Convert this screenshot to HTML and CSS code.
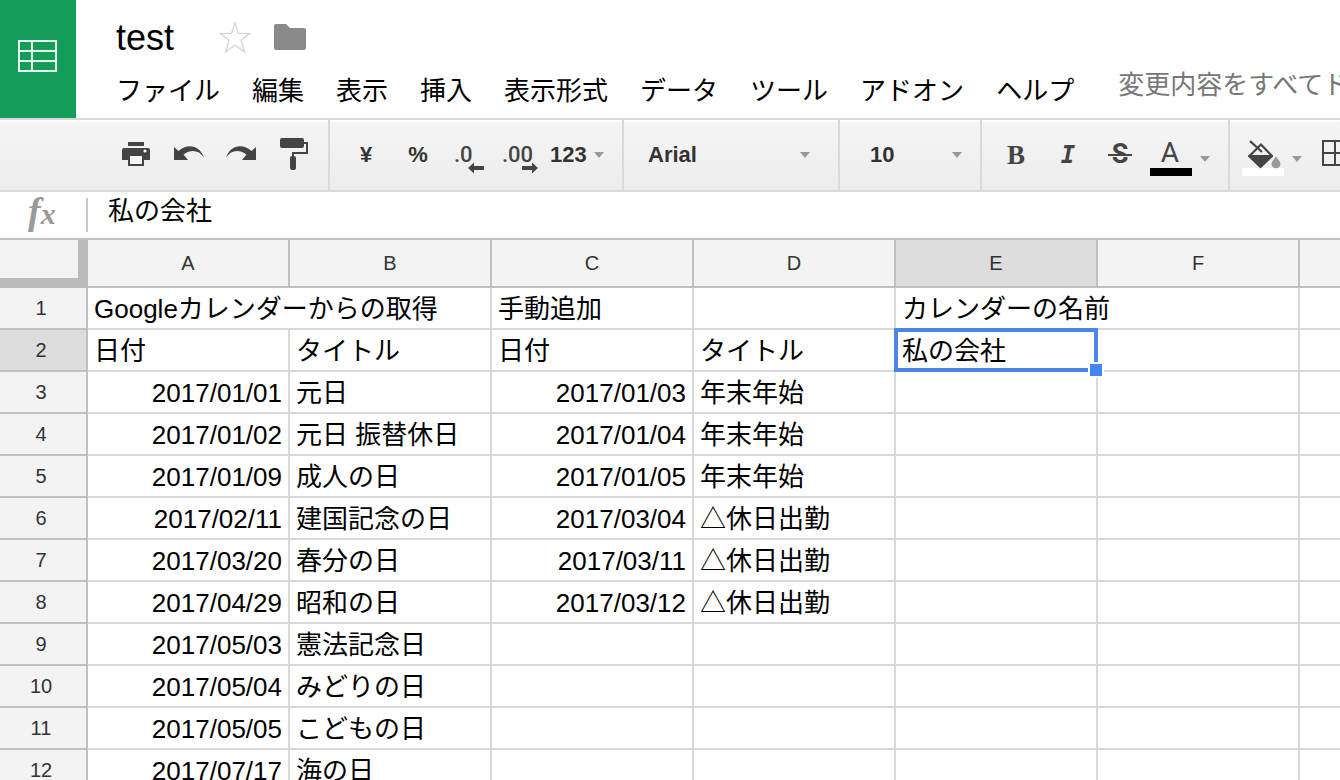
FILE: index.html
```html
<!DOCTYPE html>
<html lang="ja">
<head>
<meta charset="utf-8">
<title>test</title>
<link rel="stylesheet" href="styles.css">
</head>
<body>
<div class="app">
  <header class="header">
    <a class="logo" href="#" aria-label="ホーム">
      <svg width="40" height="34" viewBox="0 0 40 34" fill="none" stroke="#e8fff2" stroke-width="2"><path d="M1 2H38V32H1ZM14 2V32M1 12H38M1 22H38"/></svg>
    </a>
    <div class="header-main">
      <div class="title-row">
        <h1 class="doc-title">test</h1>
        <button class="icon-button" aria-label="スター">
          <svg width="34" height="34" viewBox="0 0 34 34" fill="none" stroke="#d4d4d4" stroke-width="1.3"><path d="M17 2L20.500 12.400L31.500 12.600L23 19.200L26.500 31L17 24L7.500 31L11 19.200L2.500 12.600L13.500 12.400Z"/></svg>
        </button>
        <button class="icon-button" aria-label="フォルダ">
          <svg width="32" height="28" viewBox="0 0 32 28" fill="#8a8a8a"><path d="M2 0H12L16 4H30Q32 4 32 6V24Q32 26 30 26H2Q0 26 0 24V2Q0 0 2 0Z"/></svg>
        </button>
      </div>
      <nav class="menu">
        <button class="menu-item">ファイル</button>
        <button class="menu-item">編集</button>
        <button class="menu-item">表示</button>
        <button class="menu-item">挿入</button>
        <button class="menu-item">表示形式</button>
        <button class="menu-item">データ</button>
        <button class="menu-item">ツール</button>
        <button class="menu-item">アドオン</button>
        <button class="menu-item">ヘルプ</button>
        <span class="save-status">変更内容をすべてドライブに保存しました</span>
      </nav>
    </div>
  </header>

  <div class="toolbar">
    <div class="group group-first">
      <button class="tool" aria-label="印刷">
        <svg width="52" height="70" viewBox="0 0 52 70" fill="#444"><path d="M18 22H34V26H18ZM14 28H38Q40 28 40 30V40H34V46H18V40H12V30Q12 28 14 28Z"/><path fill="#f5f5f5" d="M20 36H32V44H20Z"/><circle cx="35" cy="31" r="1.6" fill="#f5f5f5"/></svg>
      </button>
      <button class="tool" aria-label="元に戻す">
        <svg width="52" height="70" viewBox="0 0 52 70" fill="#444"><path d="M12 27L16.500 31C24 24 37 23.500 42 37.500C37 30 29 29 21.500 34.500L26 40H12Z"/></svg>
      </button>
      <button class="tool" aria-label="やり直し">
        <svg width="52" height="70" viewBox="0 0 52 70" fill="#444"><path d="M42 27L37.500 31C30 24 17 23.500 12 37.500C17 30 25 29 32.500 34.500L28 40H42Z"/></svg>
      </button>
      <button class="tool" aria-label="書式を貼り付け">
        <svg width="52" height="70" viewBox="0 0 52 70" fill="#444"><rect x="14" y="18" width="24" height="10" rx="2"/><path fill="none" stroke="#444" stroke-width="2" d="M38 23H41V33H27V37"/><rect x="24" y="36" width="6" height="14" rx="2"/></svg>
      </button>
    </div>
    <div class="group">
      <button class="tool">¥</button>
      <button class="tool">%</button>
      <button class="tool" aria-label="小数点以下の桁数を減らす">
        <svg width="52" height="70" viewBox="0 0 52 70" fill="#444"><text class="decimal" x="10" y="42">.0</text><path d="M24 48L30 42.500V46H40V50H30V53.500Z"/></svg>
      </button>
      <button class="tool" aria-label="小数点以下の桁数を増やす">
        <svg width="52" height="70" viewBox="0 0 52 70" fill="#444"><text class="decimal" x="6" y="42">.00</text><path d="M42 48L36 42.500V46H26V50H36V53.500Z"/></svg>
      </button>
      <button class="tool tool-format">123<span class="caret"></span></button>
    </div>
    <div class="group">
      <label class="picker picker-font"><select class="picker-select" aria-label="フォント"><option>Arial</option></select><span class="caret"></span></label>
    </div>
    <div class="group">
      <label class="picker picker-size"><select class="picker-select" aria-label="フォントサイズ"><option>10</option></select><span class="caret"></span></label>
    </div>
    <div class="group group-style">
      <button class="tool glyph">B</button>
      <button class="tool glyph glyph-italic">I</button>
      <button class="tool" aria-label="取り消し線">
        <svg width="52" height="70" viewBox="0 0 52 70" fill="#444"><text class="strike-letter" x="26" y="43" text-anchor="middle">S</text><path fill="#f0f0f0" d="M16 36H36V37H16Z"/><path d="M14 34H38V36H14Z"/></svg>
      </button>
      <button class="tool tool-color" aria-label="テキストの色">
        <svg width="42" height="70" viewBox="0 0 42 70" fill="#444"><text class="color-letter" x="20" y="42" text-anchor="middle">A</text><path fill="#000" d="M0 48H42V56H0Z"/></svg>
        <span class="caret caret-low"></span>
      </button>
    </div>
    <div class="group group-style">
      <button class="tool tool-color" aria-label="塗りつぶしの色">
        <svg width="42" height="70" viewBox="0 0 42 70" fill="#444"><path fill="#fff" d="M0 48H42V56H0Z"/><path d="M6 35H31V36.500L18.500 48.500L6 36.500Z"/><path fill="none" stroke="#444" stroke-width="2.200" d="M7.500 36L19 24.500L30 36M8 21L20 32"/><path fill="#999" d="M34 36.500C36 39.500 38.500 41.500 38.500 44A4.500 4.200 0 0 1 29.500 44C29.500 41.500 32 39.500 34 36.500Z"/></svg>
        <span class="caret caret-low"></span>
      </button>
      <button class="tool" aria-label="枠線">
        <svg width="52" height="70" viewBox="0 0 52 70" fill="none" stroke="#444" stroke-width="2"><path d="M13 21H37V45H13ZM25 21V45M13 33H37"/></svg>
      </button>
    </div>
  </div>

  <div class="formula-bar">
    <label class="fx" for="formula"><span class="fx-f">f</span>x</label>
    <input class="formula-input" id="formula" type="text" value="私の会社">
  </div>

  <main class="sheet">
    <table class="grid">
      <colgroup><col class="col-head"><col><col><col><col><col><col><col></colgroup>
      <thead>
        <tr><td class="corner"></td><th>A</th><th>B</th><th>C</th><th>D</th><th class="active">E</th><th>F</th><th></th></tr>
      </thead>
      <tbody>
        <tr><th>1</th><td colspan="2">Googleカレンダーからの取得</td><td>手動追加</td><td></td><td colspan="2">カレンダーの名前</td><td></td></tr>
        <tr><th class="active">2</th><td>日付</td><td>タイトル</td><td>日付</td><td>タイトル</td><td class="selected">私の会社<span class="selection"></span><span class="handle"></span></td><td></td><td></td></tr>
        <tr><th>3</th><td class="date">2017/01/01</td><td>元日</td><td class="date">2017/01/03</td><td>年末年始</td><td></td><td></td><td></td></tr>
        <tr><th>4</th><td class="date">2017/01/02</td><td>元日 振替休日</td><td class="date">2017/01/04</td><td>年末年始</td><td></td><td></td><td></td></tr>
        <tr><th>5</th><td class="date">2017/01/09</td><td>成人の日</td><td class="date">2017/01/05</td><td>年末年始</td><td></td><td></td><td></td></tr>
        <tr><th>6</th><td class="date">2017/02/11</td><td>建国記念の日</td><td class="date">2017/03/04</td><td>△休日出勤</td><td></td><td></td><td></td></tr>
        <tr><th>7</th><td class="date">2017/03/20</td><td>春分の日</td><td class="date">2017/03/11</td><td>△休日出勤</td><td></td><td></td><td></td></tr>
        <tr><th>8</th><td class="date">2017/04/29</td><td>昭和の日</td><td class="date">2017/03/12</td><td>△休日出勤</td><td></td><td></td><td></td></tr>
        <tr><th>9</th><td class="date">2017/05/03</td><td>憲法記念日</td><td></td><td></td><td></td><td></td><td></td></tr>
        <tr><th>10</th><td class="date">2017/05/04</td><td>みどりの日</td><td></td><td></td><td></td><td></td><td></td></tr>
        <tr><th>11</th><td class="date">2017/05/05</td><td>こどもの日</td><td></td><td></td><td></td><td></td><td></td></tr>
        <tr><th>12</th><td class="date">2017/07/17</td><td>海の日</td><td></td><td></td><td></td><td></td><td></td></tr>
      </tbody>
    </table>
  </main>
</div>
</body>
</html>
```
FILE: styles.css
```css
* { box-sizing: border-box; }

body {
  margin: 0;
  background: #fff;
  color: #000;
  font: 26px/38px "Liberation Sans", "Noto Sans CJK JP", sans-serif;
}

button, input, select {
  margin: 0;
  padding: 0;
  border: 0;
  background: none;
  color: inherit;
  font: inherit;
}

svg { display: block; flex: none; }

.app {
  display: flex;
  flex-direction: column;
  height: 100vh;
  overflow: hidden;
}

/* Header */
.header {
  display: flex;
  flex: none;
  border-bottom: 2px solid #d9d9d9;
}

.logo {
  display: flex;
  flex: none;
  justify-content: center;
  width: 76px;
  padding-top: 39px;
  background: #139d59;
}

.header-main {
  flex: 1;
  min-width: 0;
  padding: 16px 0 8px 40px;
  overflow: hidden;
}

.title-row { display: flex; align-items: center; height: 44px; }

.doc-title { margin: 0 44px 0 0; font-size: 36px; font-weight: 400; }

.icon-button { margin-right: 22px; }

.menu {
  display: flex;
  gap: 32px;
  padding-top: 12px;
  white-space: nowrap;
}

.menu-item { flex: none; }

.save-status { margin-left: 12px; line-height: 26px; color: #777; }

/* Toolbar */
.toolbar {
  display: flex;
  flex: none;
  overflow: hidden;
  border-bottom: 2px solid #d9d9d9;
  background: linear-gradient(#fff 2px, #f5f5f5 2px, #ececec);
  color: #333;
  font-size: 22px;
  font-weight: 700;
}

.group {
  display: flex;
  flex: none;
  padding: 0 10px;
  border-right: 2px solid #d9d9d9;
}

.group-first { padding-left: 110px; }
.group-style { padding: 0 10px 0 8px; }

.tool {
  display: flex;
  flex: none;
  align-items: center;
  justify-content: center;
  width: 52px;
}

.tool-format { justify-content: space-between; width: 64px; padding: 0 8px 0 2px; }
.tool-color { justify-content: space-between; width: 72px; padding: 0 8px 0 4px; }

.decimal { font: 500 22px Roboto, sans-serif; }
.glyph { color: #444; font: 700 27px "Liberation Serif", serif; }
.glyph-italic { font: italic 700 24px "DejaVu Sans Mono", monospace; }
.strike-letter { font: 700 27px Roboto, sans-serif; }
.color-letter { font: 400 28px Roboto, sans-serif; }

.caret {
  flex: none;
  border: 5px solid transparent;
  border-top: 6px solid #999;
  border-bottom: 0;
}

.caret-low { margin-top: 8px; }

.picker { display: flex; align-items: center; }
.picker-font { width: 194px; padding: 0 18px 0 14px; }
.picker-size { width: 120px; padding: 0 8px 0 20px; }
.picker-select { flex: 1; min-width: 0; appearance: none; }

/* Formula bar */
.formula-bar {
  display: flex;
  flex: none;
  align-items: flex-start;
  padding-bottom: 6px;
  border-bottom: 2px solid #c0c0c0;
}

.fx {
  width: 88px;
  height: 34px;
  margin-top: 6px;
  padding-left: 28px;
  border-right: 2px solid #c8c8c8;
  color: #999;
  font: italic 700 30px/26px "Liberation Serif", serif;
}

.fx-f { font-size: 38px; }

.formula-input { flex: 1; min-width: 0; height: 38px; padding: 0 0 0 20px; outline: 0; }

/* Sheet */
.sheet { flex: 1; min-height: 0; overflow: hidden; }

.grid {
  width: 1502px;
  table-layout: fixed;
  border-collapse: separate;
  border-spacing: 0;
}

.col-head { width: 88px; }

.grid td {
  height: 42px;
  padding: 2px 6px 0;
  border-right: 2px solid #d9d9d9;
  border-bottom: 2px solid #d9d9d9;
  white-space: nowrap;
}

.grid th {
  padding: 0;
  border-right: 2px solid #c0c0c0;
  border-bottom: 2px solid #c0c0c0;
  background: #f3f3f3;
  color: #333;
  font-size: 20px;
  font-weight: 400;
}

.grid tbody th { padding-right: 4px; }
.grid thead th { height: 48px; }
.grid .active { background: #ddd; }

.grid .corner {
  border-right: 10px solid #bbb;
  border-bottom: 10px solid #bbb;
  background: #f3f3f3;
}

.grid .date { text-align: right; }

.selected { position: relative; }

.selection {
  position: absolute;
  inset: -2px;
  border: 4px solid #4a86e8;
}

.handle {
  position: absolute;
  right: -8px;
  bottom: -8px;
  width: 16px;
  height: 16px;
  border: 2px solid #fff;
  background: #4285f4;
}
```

* * *

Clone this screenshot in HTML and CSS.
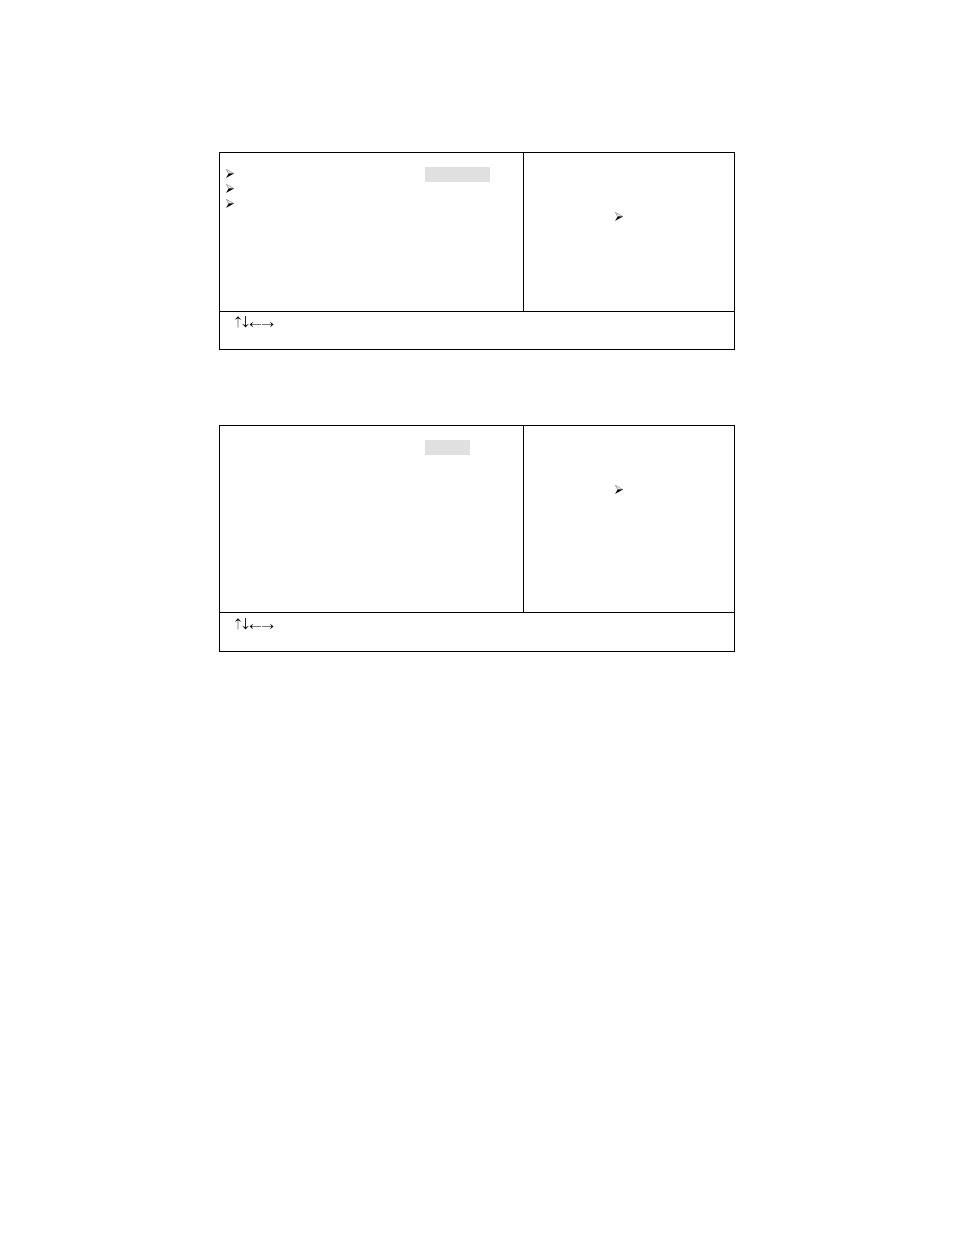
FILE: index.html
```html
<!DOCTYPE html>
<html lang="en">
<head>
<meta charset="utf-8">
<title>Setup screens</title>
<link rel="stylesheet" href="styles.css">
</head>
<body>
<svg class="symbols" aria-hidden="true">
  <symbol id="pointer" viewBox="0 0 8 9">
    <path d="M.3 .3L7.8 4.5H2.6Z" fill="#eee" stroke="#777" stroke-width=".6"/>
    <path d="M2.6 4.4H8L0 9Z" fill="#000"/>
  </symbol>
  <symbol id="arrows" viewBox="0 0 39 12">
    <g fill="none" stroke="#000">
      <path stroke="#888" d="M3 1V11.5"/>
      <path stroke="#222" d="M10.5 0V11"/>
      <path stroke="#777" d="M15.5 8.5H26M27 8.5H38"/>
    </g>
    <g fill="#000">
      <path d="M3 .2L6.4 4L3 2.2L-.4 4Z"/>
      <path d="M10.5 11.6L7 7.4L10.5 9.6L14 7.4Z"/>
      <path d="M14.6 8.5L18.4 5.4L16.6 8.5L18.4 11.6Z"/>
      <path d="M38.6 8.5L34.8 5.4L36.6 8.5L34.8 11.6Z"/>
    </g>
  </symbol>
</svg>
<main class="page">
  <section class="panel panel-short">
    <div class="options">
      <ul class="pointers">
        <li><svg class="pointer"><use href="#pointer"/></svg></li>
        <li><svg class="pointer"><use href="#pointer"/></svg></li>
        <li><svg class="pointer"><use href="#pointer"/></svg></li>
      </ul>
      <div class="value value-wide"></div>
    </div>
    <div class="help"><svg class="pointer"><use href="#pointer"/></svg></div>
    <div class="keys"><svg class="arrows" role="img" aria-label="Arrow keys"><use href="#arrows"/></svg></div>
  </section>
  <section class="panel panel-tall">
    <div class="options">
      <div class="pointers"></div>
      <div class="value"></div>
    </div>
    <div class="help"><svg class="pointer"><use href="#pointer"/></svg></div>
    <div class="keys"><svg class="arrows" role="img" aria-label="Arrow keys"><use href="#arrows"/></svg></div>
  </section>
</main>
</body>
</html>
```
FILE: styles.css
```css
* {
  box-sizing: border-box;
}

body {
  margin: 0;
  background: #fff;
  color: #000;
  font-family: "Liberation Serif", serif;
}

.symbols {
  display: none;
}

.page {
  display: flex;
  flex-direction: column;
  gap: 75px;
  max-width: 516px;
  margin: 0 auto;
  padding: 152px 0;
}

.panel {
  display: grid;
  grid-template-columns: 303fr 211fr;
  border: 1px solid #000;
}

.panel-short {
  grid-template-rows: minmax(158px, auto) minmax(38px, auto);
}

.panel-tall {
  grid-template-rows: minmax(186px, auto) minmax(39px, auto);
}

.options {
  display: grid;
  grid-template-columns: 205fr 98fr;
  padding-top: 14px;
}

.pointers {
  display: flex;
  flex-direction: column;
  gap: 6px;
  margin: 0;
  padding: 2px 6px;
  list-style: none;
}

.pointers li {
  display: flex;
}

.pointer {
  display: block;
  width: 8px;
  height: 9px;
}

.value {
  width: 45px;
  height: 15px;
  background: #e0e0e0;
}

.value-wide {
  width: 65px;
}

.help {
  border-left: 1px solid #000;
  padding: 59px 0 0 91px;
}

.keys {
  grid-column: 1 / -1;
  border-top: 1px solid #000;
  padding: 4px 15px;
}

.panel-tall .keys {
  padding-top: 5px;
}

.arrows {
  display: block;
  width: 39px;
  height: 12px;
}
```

- [Aim]:
Please list every line of the records that contains "this".

- [Problem solution]:
Convert this screenshot to HTML and CSS code.
Clone this screenshot in HTML and CSS.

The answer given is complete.